Qu’en est-il de la situation humanitaire des dizaines de milliers de personnes déplacées ?
Le gouvernement, le Haut Commissariat aux réfugiés (HCR) et des ONG comme Caritas ont redoublé d’efforts pour inciter les gens à  regagner leur domicile, à Abidjan notamment. Ce n’est pas toujours possible. L’eau et l’électricité n’ont pas été partout rétablies. Comment se réinstaller dans ces conditions ? Pour les déplacés de l’Ouest ou ceux qui se sont réfugiés au Liberia ou en Guinée, la peur de retourner au village subsiste. Comme la sécurité en brousse reste précaire, beaucoup craignent d’être la cible de nouvelles violences. Et puis, certaines zones ont été dévastées. Tout est à reconstruire et les moyens manquent.

Quid de la réconciliation entre les ex-belligérants ? Comment appréciez-vous le travail de la Commission ad hoc dirigée par Charles Konan Banny ?
Tout en se félicitant que le thème de la réconciliation mobilise les plus hautes autorités de l’Etat, la Convention de la société civile a fait plusieurs remarques. Elle constate que la nomination de Konan Banny est le fruit d’une décision unilatérale du chef de l’Etat et qu’il a cru bon de confier cette tâche à un homme politique, ancien baron du PDCI, la formation politique houphouétiste. Nous voulons à tout le moins que les autres membres de la Commission soient désignés librement par les différents corps constitués : syndicats, organisations religieuses, chefs coutumiers, ONG, etc. Le principal débat porte sur le mandat de cette Commission : se limitera-t-elle aux crimes postélectoraux – commis après le 28 novembre 2010 – ou remontera-t-elle bien plus loin pour apurer le passé et mettre un terme à l’impunité ?

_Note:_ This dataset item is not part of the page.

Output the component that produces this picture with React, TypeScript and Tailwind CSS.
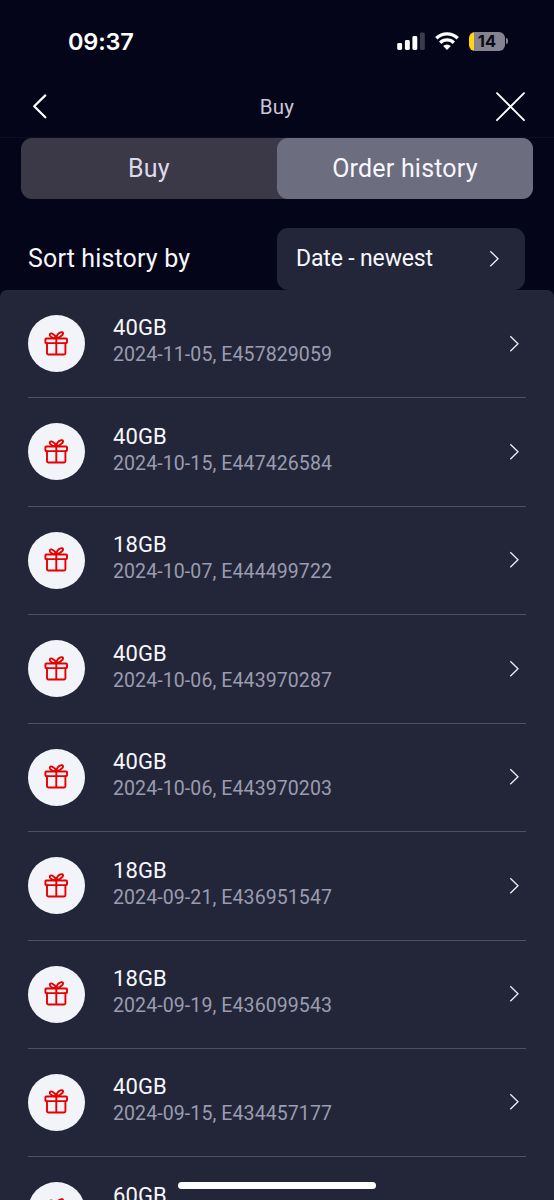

Ce débat concerne aussi la Cour pénale internationale (CPI), dont une mission séjourne en Côte d’Ivoire du 27 juin au 4 juillet…
Tout à fait. Nous avons pu nous entretenir par visioconférence avec Luis Moreno Ocampo, le procureur de la CPI. La mission exploratoire de la CPI doit apprécier l’opportunité de lancer une procédure pour crimes de guerre et crimes contre l’humanité. Mais Luis Moreno Ocampo nous a dit, qu’à l’heure actuelle, il manquait d’éléments consistants pour enquêter sur les nombreux crimes antérieurs au 28 novembre 2010. Une partie des membres de la Convention de la société civile pense cependant qu’il faut remonter jusqu’à 1990 et l’instauration du multipartisme. La majorité a plaidé pour ne pas passer sous silence les politiques d’immigration et foncière mises en place par Félix Houphouët-Boigny dès 1960. Et ce, afin de traiter tous les problèmes à l’origine des violences actuelles.

Dans cette hypothèse, c’est un travail de longue haleine ?
Oui. Nous réclamons que le travail de la Commission se déroule sur au moins 30 mois. Outre les plus graves violations des droits de l’homme, elle pourrait également se saisir des principaux crimes économiques : les détournements de sommes d’argent colossales à l’occasion de contrats pétroliers opaques, de prélèvements indus sur les filières café et cacao ou de la réalisation de vastes plantations sur des forêts classées du patrimoine national. L’objectif est d’assainir la situation, ce qui fournira de bonnes bases à l’élaboration d’une nouvelle constitution à l’horizon 2014. Nous sommes ambitieux, mais nous voulons prendre le temps de réaliser nos ambitions.